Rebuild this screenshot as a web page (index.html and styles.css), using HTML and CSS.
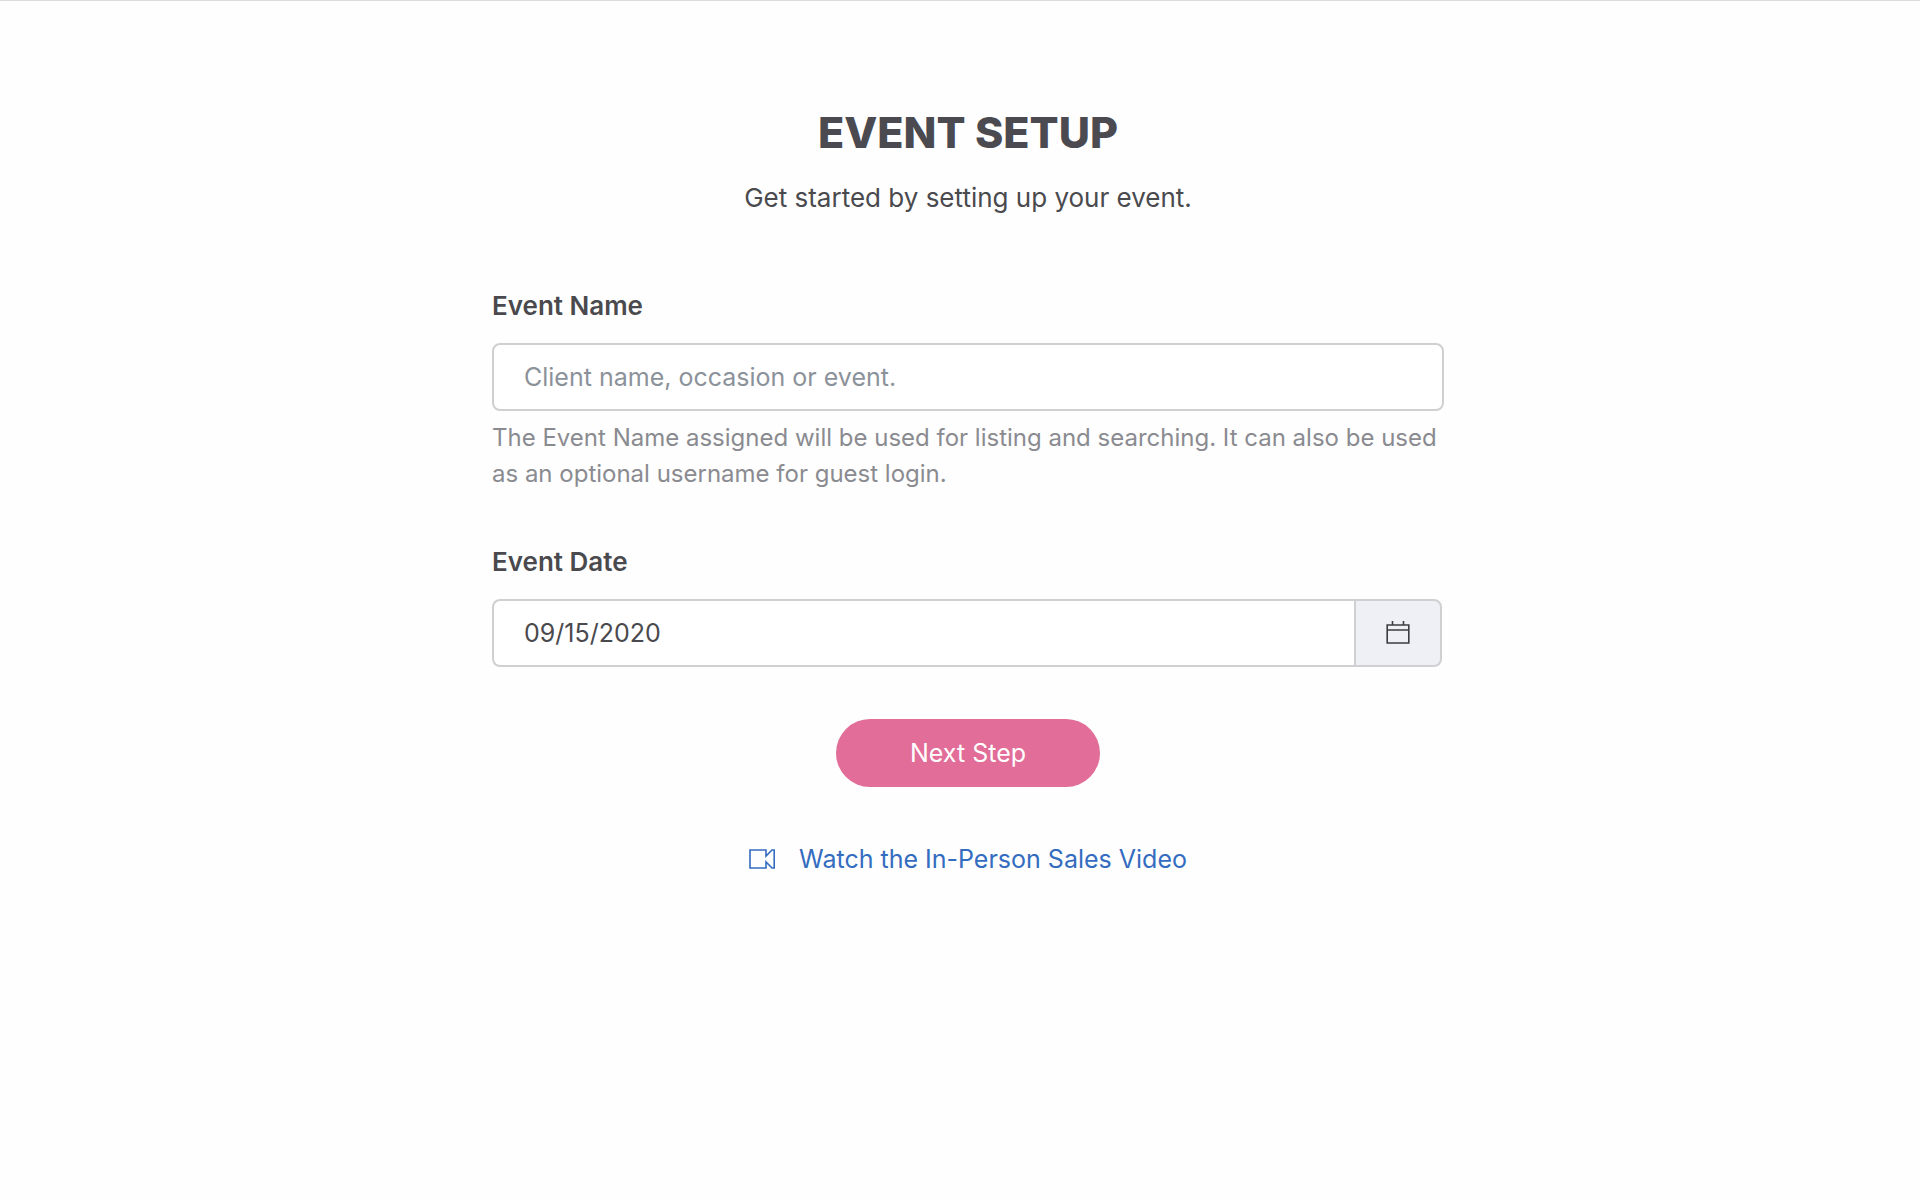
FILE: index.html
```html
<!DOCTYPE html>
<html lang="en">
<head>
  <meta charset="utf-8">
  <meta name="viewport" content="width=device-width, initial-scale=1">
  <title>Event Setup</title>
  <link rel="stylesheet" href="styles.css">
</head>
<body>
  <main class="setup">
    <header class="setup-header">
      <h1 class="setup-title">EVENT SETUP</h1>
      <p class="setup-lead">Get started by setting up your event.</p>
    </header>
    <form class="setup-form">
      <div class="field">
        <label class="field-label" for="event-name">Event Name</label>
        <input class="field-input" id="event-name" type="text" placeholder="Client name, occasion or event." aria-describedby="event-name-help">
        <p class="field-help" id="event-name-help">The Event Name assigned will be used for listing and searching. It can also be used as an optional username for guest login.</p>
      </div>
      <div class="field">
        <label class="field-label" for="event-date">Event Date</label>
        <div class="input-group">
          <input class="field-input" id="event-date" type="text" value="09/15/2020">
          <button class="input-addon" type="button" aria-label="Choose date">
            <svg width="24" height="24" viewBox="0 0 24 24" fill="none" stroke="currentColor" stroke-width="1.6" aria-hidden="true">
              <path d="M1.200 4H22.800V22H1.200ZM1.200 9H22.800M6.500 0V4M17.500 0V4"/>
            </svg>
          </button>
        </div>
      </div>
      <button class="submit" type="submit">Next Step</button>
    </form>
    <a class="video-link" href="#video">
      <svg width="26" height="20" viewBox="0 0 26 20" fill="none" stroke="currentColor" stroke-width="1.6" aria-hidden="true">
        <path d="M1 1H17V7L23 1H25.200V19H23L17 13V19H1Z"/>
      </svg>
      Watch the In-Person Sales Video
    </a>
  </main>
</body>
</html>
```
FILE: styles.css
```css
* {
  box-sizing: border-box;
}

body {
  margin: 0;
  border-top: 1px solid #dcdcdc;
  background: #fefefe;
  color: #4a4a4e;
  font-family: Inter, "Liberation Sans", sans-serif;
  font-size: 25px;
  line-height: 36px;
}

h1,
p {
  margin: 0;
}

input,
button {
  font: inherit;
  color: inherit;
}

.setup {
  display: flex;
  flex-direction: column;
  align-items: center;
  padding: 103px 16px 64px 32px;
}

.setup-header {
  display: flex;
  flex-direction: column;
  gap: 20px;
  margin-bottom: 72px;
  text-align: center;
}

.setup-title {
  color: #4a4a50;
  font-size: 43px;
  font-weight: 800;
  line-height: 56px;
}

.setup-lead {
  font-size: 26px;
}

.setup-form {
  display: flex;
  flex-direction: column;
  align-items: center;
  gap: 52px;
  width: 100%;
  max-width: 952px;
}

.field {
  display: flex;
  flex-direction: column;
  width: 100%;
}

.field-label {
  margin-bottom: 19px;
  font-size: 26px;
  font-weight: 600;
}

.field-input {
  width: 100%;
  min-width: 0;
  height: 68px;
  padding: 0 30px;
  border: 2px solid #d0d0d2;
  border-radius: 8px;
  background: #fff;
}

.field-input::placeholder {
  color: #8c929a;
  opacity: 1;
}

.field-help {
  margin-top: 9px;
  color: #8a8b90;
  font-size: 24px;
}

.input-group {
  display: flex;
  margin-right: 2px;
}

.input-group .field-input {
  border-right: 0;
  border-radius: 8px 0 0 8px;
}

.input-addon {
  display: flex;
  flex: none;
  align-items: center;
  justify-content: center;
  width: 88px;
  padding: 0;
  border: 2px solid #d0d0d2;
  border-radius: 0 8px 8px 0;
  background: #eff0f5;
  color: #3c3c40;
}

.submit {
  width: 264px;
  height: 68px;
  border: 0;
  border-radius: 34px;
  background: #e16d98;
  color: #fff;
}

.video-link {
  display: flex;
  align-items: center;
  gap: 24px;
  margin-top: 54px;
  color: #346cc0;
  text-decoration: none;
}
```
━━━━━━━━━━━━━━━━
EXERCISE REQUIREMENTS:
Leave the images out and output the remaining material exactly as it stands.

RESPONSE TO THIS TASK:
Rebuild this screenshot as a web page (index.html and styles.css), using HTML and CSS.
FILE: index.html
```html
<!DOCTYPE html>
<html lang="en">
<head>
  <meta charset="utf-8">
  <meta name="viewport" content="width=device-width, initial-scale=1">
  <title>Event Setup</title>
  <link rel="stylesheet" href="styles.css">
</head>
<body>
  <main class="setup">
    <header class="setup-header">
      <h1 class="setup-title">EVENT SETUP</h1>
      <p class="setup-lead">Get started by setting up your event.</p>
    </header>
    <form class="setup-form">
      <div class="field">
        <label class="field-label" for="event-name">Event Name</label>
        <input class="field-input" id="event-name" type="text" placeholder="Client name, occasion or event." aria-describedby="event-name-help">
        <p class="field-help" id="event-name-help">The Event Name assigned will be used for listing and searching. It can also be used as an optional username for guest login.</p>
      </div>
      <div class="field">
        <label class="field-label" for="event-date">Event Date</label>
        <div class="input-group">
          <input class="field-input" id="event-date" type="text" value="09/15/2020">
          <button class="input-addon" type="button" aria-label="Choose date">
            <svg width="24" height="24" viewBox="0 0 24 24" fill="none" stroke="currentColor" stroke-width="1.6" aria-hidden="true">
              <path d="M1.200 4H22.800V22H1.200ZM1.200 9H22.800M6.500 0V4M17.500 0V4"/>
            </svg>
          </button>
        </div>
      </div>
      <button class="submit" type="submit">Next Step</button>
    </form>
    <a class="video-link" href="#video">
      <svg width="26" height="20" viewBox="0 0 26 20" fill="none" stroke="currentColor" stroke-width="1.6" aria-hidden="true">
        <path d="M1 1H17V7L23 1H25.200V19H23L17 13V19H1Z"/>
      </svg>
      Watch the In-Person Sales Video
    </a>
  </main>
</body>
</html>
```
FILE: styles.css
```css
* {
  box-sizing: border-box;
}

body {
  margin: 0;
  border-top: 1px solid #dcdcdc;
  background: #fefefe;
  color: #4a4a4e;
  font-family: Inter, "Liberation Sans", sans-serif;
  font-size: 25px;
  line-height: 36px;
}

h1,
p {
  margin: 0;
}

input,
button {
  font: inherit;
  color: inherit;
}

.setup {
  display: flex;
  flex-direction: column;
  align-items: center;
  padding: 103px 16px 64px 32px;
}

.setup-header {
  display: flex;
  flex-direction: column;
  gap: 20px;
  margin-bottom: 72px;
  text-align: center;
}

.setup-title {
  color: #4a4a50;
  font-size: 43px;
  font-weight: 800;
  line-height: 56px;
}

.setup-lead {
  font-size: 26px;
}

.setup-form {
  display: flex;
  flex-direction: column;
  align-items: center;
  gap: 52px;
  width: 100%;
  max-width: 952px;
}

.field {
  display: flex;
  flex-direction: column;
  width: 100%;
}

.field-label {
  margin-bottom: 19px;
  font-size: 26px;
  font-weight: 600;
}

.field-input {
  width: 100%;
  min-width: 0;
  height: 68px;
  padding: 0 30px;
  border: 2px solid #d0d0d2;
  border-radius: 8px;
  background: #fff;
}

.field-input::placeholder {
  color: #8c929a;
  opacity: 1;
}

.field-help {
  margin-top: 9px;
  color: #8a8b90;
  font-size: 24px;
}

.input-group {
  display: flex;
  margin-right: 2px;
}

.input-group .field-input {
  border-right: 0;
  border-radius: 8px 0 0 8px;
}

.input-addon {
  display: flex;
  flex: none;
  align-items: center;
  justify-content: center;
  width: 88px;
  padding: 0;
  border: 2px solid #d0d0d2;
  border-radius: 0 8px 8px 0;
  background: #eff0f5;
  color: #3c3c40;
}

.submit {
  width: 264px;
  height: 68px;
  border: 0;
  border-radius: 34px;
  background: #e16d98;
  color: #fff;
}

.video-link {
  display: flex;
  align-items: center;
  gap: 24px;
  margin-top: 54px;
  color: #346cc0;
  text-decoration: none;
}
```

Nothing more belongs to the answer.